Consuming a value can be accomplished in many ways:
- You can assign the value to a variable
- You can use the value in an expression, as an argument to a cmdlet, function, or script
- You can pipe the value to
Out-Null
- You can cast the value as
[void]
With that understanding, consider the following PowerShell functions, which all return a single value:
function get-value1{ return 1 } function get-value2{ 1 return } function get-value3{ 1 } function get-value4{ Write-Output 1 }
The first function uses the traditional method to output the single value and end the execution of the function. The second includes the value as an expression that is not used and is thus added to the output stream. The return statement in the second function ends the execution of the function, but does not add anything to the output stream. The third function outputs the value just as the second did, but does not include the superfluous return statement. The final version uses the Write-Output
cmdlet to explicitly write the value to the output stream. The important point to understand is that values can be output from a function in more places than just the return statement. In fact, the return statement is not even needed to output values from a function.
When writing a function, it is extremely important to ensure that the values that are produced in the process of executing are consumed. In most cases, values will be consumed by the natural activities in your function. However, sometimes values are produced as a side effect of activities and make it into the output stream inadvertently. As an example, consider the following code:
function Write-Logentry{ param($filename,$entry) if(-not (test-path $filename)){ New-Item -path $filename -itemtype File } Add-Content -path $filename -value $entry Write-Output "successful" }
The intent of the code is to create a file if it doesn't exist, and then add text to that file. The problem comes in when the file is created. The New-Item
cmdlet writes a FileInfo
object to the output stream as well as creating the file. Since the code doesn't do anything with that value, the FileInfo
object from the New-Item
cmdlet is part of the output of the function. It is very common on Stack Overflow to see PowerShell questions that involve this kind of error. Using New-Item
(or the mkdir
proxy function for New-Item
) is often the source of the extraneous object or objects. Other sources include the Add() methods in several .NET classes, which in addition to adding items to a collection, also returns the index of the newly added item.

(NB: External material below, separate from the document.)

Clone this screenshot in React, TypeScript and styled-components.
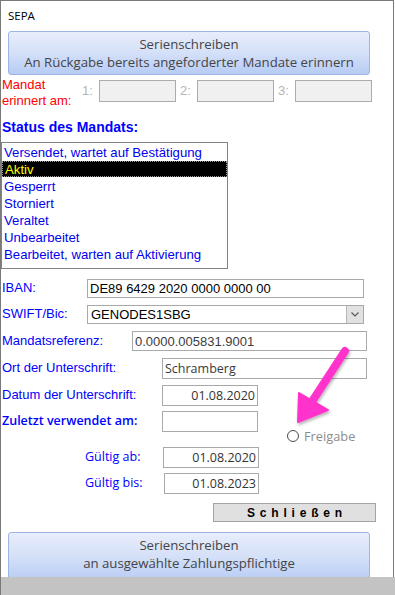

Pinpointing this kind of error in a function is often confusing because the error message will almost never indicate that the function is the problem. The error message will be downstream from the function where the output is used. In the Write-Logentry
example function, instead of a value of "successful"
, the output could be an array of objects containing a FileInfo
object and the value "successful"
. Trying to compare the result for a good value might look as follows:
At first look, errors will seem like nonsense. What does PowerShell mean that it can't find a method called StartsWith()
? Looking at the type of the variable shows that instead of the string that is expected, it contains an array, as shown in the following screenshot:
Similar errors will occur when expecting a numeric result and trying to do calculations on the value. Doing calculations with arrays is probably not going to work, and if it does, it will not work as intended.
It is possible to collect all of the values that are to be output in a variable and wait to output the values until the end of the function, but this is not recommended. One simple reason is that this requires the function writer to keep track of all of the objects and to have memory allocated for the entire collection. Using the output stream naturally, that is, writing to the output stream as objects become available, allows downstream PowerShell cmdlets to work with them while the rest of the objects are being discovered.
The following is a practical example:
function find-topProcess{ param([string[]]$computername) $computername | foreach{ Get-WmiObject Win32_Process | sort-object WorkingSetSize -Descending | Select-Object -first 5 PSComputerName, Name, ProcessID, WorkingSetSize } }
This function takes a list of computer names and outputs the five processes on each computer that use the highest amount of memory. It could have been written as the following:
function find-topProcessBad{ param([string[]]$computername) $processes=$() $computername | foreach{ $processes+=Get-WMIObject Win32_Process | Sort-Object WorkingSetSize -Descending | Select-Object -first 5 PSComputerName, Name, ProcessID, WorkingSetSize } return $processes }
The final output would be the same, in that the same values would be returned in the same order. On the other hand, the way the output is seen by downstream pipeline elements is very different. In the first case, as each computer is scanned, the list of processes is sent to the output stream and then the next computer is considered. There is no local storage in the function at all. In the second case, the processes from each computer are appended to a list. The downstream pipeline elements won't see any output from this function until all of the computers have been scanned. If only a few computer names are being passed in, there is little difference. But if the list is hundreds or thousands of names long, or if the network latency is high enough that it takes a long time to get each set of results, it may be several minutes until any output is delivered. If the function is being called at the command line, it may not be obvious that anything is happening.
Another implication of the second example is that all of the objects need to be stored in a list in memory. This example used a small list of small objects (five) so the effect might not be seen. If the function returned all processes with all of the properties associated with those objects, the memory usage would be quite high. Memory allocation times will also factor into execution time as well.
Tip
To help keep memory usage and execution time lower, try to write objects to the output stream immediately rather than storing them in a collection to be returned all at once.